Еще 18 декабря, в 7 часов утра, скопище в 2000 или 3000 показалось с юго-западной стороны укрепления и, подъехавши крупной рысью, версты за полторы или за две остановилось, а лучшие наездники, премущественно из туркмен, отделясь от толпы, бросились на пикет, стоявший в версте от укрепления; но пикет успел сняться вовремя и отступить в крепость. Между тем хивинцы разделились на несколько частей и повели атаку одновременно на восточный и северный фасы. К счастью еще, что в укреплении накануне сделана была тревога по настоянию случайно попавших сюда горных инженеров капитана Ковалевского и поручика Гернгросса. До них Геке даже и о том не позаботился, чтобы каждому указать место на случай тревоги. Офицеры же эти ехали с бухарским послом в Бухару, куда их перед походом послали по просьбе эмира для геологических исследований, но, заметив, что за их караваном следят киргизы, прямо грозившие захватить русских, они воспользовались бураном и ночью, бросив свой багаж, сами одвуконь, с одним вожаком ускакали назад и, сделав 300 верст в 2 1/2 суток, счастливо добрались 25 ноября до Ак-Булака. На пробной тревоге люди были рассчитаны по местам; части укрепления распределены между офицерами. Поэтому при неожиданном нападении хивинцев не произошло ни малейшего замешательства. В укреплении здоровых всего было 130 чел. нижних чинов; но в минуту опасности больные (которых было 164 чел.), кто только мог подняться с постели, взялись за оружие и усилили гарнизон. Ружейный огонь и действие артиллерии, управляемой названными горными инженерами, отразили хивинцев со значительным для них уроном. Несмотря на то, они до самой ночи повторяли нападения, пытались также зажечь скирды сена, стоявшие вне укрепления, но также без успеха.

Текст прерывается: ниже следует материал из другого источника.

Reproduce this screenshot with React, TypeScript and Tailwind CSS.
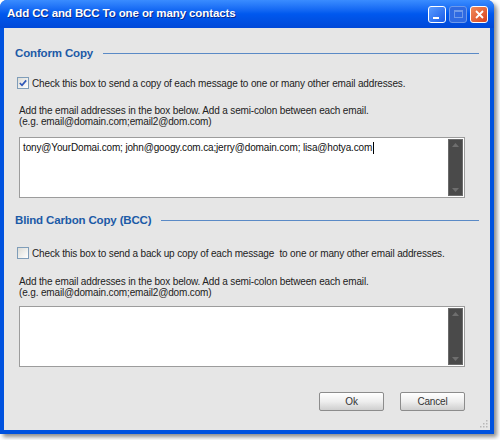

На другой день, заметив, что со стороны солонца нет орудия, хивинцы напали на укрепление и с этой стороны; но гарнизон в течение ночи успел устроить там барбет, а во время нападения перевез на него орудие, осыпавшее неприятеля картечью. Хивинцы отступили версты за три, а затем потянулись к Эмбе, получив, как видно, известие о движении оттуда к укреплению Ак-Булак небольшого русского отряда. Это был транспорт Ерофеева.
Ничего не подозревая о близости неприятеля и потому не ожидая нападения, отряд этот, застигнутый бураном, перед вечером 19 декабря расположился всего в 17 верстах от Ак-Булака на ночлег, распустив на пастбище лошадей и верблюдов, которые, впрочем, были стреножены, а люди занялись отыскиванием кореньев для разведения костров, что было тем необходимее, что юламеек взято не было. О хивинцах так мало думали, что не только не заняли ближайшего пригорка, но даже не выставили цепи… Мало того: ружья казаков были увязаны в чехлах, а у пехоты — даже затюкованы в санях!